Unlike locally-made candles that has mostly cotton-based wicks, some gel or
paraffin wax Chinese candles contain lead core wicks, which can emit lead fumes
during burning, the group told Garin. 
Based on the group’s latest test buys, some Chinese candles contain from 17,300
to over 100,000 parts per million (ppm) of lead in the metal core wicks.
“It’s not safe to burn candles with leaded wicks, especially for young children
and pregnant women who can be exposed to lead in the smoke and soot,” said
Thony Dizon, Coordinator of the EcoWaste Coalition’s Project Protect, stressing
that “there is no known level of lead exposure that is considered
safe,” according to the World Health Organization (WHO).
 “Children are most susceptible to the adverse health effects of
exposure to lead,” said Dizon who added that “such exposure can irreparably
damage the developing brain of the fetus in the womb and even
trigger  miscarriage for pregnant women,” he added. 
The group also
informed Garin that samples of candles with lead wicks sent by the EcoWaste
Coalition to the SGS for laboratory analysis in October 2014 found 207,350
ppm of lead in the composite wicks of the samples.
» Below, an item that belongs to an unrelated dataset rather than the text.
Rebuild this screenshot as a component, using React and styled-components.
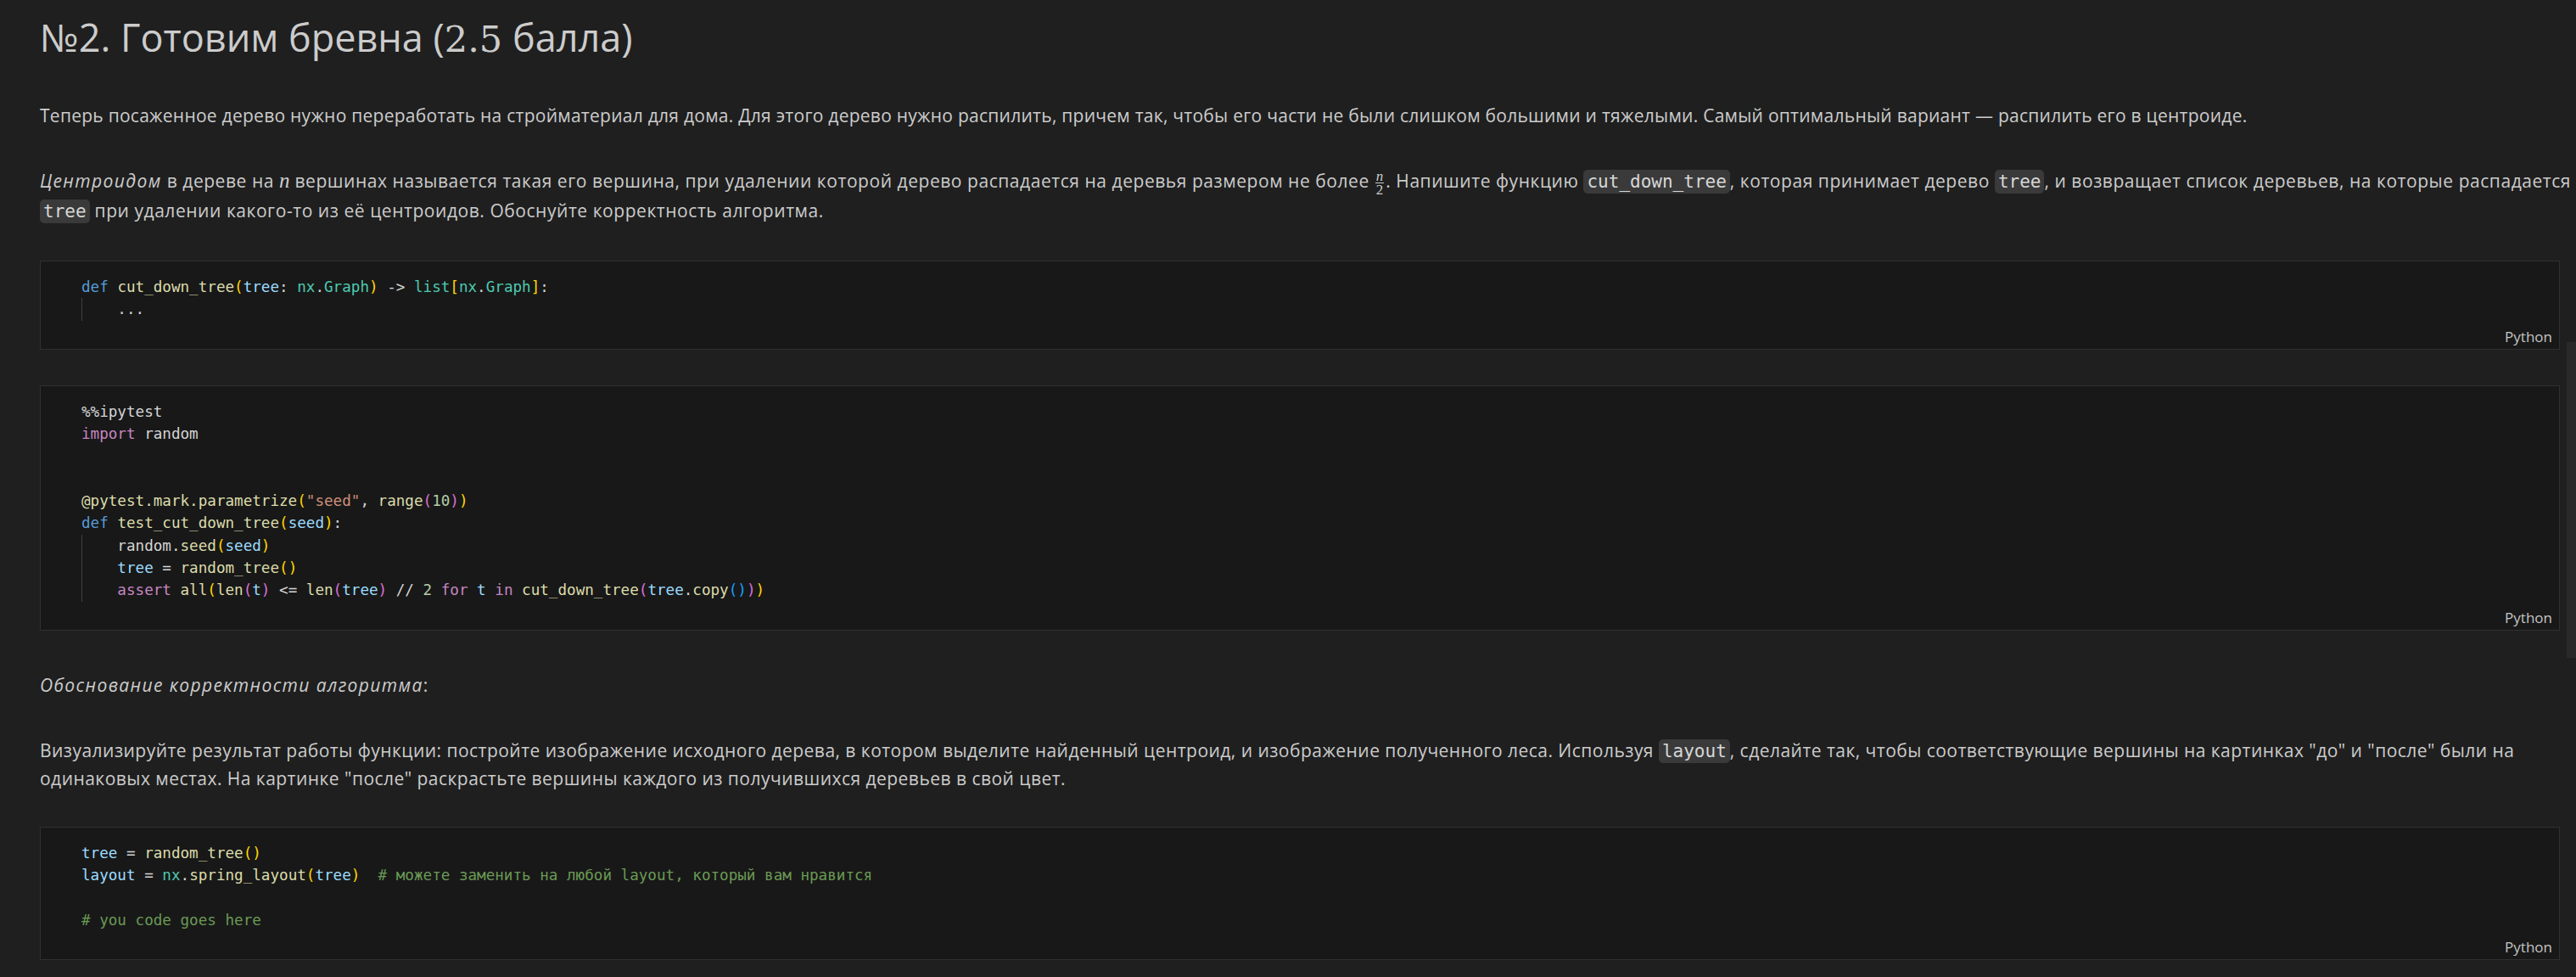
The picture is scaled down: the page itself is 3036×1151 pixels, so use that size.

Candles with lead core wicks had been banned since 1999 in Australia, 2001 in
Finland, 2002 in Denmark and 2003 in the USA in to prevent children’s exposure
to lead fumes.
In particular, the US Consumer Product Safety Commission (CPSC) has determined
that candles with leaded  wicks could pose a lead poisoning hazard to
young children, prompting the agency to ban such candles since October 2003.
“The Commission finds that metal-cored candlewicks containing more than 0.06
percent lead by weight (or 600 ppm) in the metal and candles with such wicks
are hazardous substances, and that, due to the degree and nature of the hazard
presented by these items, in order to protect the public health and safety it
is necessary to keep them out of commerce,” the CPSC ruling said.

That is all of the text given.